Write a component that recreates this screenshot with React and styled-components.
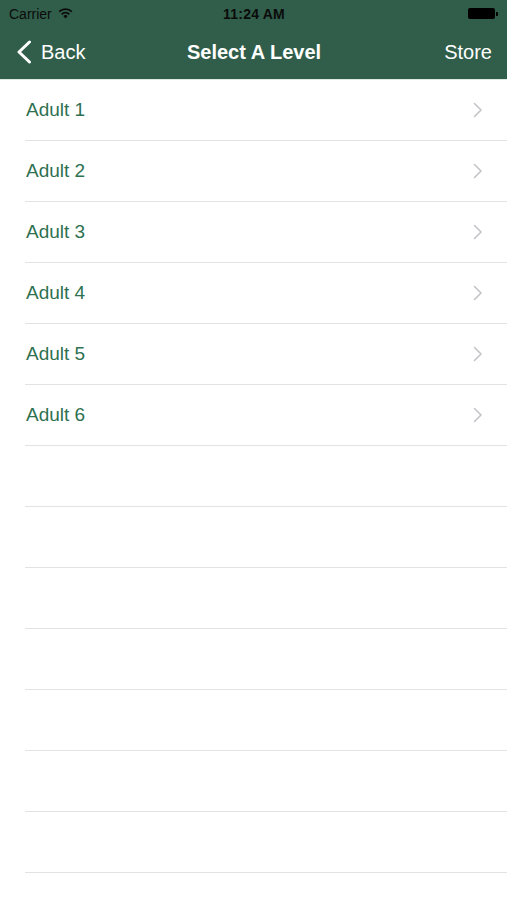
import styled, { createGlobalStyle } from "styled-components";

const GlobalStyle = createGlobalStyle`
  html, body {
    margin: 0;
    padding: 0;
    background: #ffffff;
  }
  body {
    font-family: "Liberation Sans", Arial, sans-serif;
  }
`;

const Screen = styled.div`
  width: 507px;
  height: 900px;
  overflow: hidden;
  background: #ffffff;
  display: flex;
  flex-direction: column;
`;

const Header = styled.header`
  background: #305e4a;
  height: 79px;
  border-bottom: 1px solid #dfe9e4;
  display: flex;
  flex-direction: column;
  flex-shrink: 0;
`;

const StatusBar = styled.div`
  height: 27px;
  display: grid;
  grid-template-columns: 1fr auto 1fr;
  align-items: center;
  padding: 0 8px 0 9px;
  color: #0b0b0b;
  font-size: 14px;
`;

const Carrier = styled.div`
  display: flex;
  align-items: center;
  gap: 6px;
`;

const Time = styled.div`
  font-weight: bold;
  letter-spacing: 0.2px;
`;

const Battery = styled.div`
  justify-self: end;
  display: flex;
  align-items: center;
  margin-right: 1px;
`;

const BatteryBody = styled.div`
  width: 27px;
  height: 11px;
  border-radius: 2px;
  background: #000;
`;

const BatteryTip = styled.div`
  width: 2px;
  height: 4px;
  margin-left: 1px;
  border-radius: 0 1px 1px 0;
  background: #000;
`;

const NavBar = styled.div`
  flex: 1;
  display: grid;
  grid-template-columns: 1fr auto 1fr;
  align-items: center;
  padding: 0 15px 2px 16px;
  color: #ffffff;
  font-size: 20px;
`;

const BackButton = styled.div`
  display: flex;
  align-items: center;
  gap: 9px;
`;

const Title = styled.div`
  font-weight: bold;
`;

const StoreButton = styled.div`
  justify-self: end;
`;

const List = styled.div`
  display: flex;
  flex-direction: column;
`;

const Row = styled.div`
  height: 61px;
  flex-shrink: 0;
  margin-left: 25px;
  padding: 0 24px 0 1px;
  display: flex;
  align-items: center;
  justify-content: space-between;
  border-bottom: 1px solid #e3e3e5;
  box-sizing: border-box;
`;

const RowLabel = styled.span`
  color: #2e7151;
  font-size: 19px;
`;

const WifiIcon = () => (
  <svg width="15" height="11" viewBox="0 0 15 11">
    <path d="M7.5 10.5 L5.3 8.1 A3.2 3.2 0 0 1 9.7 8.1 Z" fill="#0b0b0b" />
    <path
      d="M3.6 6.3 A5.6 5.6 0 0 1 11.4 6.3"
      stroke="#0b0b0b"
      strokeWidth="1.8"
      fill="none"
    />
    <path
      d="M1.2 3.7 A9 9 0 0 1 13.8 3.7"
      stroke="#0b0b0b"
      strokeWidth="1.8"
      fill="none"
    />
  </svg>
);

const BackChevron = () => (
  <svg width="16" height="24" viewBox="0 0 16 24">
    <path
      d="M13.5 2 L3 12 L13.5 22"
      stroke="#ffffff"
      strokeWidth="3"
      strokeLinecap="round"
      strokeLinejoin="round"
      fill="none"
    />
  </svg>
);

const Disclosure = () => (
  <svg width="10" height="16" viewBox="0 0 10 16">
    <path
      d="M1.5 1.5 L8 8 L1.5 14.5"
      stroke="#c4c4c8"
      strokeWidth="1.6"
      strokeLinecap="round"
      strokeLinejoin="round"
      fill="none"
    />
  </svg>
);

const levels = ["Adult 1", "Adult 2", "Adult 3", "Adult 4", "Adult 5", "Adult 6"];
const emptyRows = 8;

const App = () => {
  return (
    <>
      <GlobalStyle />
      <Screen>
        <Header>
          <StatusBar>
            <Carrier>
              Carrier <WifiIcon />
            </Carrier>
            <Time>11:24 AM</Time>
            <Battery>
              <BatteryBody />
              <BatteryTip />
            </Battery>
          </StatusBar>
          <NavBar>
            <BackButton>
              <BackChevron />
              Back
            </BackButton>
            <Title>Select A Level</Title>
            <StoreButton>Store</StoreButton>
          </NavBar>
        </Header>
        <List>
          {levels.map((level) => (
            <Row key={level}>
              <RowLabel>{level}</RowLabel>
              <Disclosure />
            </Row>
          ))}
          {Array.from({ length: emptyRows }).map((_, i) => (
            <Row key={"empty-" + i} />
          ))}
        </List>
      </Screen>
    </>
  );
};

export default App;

══════

### REQUIREMENTS
Without the pictures, write out all of the material exactly.

### RESULT
Write a component that recreates this screenshot with React and styled-components.
import styled, { createGlobalStyle } from "styled-components";

const GlobalStyle = createGlobalStyle`
  html, body {
    margin: 0;
    padding: 0;
    background: #ffffff;
  }
  body {
    font-family: "Liberation Sans", Arial, sans-serif;
  }
`;

const Screen = styled.div`
  width: 507px;
  height: 900px;
  overflow: hidden;
  background: #ffffff;
  display: flex;
  flex-direction: column;
`;

const Header = styled.header`
  background: #305e4a;
  height: 79px;
  border-bottom: 1px solid #dfe9e4;
  display: flex;
  flex-direction: column;
  flex-shrink: 0;
`;

const StatusBar = styled.div`
  height: 27px;
  display: grid;
  grid-template-columns: 1fr auto 1fr;
  align-items: center;
  padding: 0 8px 0 9px;
  color: #0b0b0b;
  font-size: 14px;
`;

const Carrier = styled.div`
  display: flex;
  align-items: center;
  gap: 6px;
`;

const Time = styled.div`
  font-weight: bold;
  letter-spacing: 0.2px;
`;

const Battery = styled.div`
  justify-self: end;
  display: flex;
  align-items: center;
  margin-right: 1px;
`;

const BatteryBody = styled.div`
  width: 27px;
  height: 11px;
  border-radius: 2px;
  background: #000;
`;

const BatteryTip = styled.div`
  width: 2px;
  height: 4px;
  margin-left: 1px;
  border-radius: 0 1px 1px 0;
  background: #000;
`;

const NavBar = styled.div`
  flex: 1;
  display: grid;
  grid-template-columns: 1fr auto 1fr;
  align-items: center;
  padding: 0 15px 2px 16px;
  color: #ffffff;
  font-size: 20px;
`;

const BackButton = styled.div`
  display: flex;
  align-items: center;
  gap: 9px;
`;

const Title = styled.div`
  font-weight: bold;
`;

const StoreButton = styled.div`
  justify-self: end;
`;

const List = styled.div`
  display: flex;
  flex-direction: column;
`;

const Row = styled.div`
  height: 61px;
  flex-shrink: 0;
  margin-left: 25px;
  padding: 0 24px 0 1px;
  display: flex;
  align-items: center;
  justify-content: space-between;
  border-bottom: 1px solid #e3e3e5;
  box-sizing: border-box;
`;

const RowLabel = styled.span`
  color: #2e7151;
  font-size: 19px;
`;

const WifiIcon = () => (
  <svg width="15" height="11" viewBox="0 0 15 11">
    <path d="M7.5 10.5 L5.3 8.1 A3.2 3.2 0 0 1 9.7 8.1 Z" fill="#0b0b0b" />
    <path
      d="M3.6 6.3 A5.6 5.6 0 0 1 11.4 6.3"
      stroke="#0b0b0b"
      strokeWidth="1.8"
      fill="none"
    />
    <path
      d="M1.2 3.7 A9 9 0 0 1 13.8 3.7"
      stroke="#0b0b0b"
      strokeWidth="1.8"
      fill="none"
    />
  </svg>
);

const BackChevron = () => (
  <svg width="16" height="24" viewBox="0 0 16 24">
    <path
      d="M13.5 2 L3 12 L13.5 22"
      stroke="#ffffff"
      strokeWidth="3"
      strokeLinecap="round"
      strokeLinejoin="round"
      fill="none"
    />
  </svg>
);

const Disclosure = () => (
  <svg width="10" height="16" viewBox="0 0 10 16">
    <path
      d="M1.5 1.5 L8 8 L1.5 14.5"
      stroke="#c4c4c8"
      strokeWidth="1.6"
      strokeLinecap="round"
      strokeLinejoin="round"
      fill="none"
    />
  </svg>
);

const levels = ["Adult 1", "Adult 2", "Adult 3", "Adult 4", "Adult 5", "Adult 6"];
const emptyRows = 8;

const App = () => {
  return (
    <>
      <GlobalStyle />
      <Screen>
        <Header>
          <StatusBar>
            <Carrier>
              Carrier <WifiIcon />
            </Carrier>
            <Time>11:24 AM</Time>
            <Battery>
              <BatteryBody />
              <BatteryTip />
            </Battery>
          </StatusBar>
          <NavBar>
            <BackButton>
              <BackChevron />
              Back
            </BackButton>
            <Title>Select A Level</Title>
            <StoreButton>Store</StoreButton>
          </NavBar>
        </Header>
        <List>
          {levels.map((level) => (
            <Row key={level}>
              <RowLabel>{level}</RowLabel>
              <Disclosure />
            </Row>
          ))}
          {Array.from({ length: emptyRows }).map((_, i) => (
            <Row key={"empty-" + i} />
          ))}
        </List>
      </Screen>
    </>
  );
};

export default App;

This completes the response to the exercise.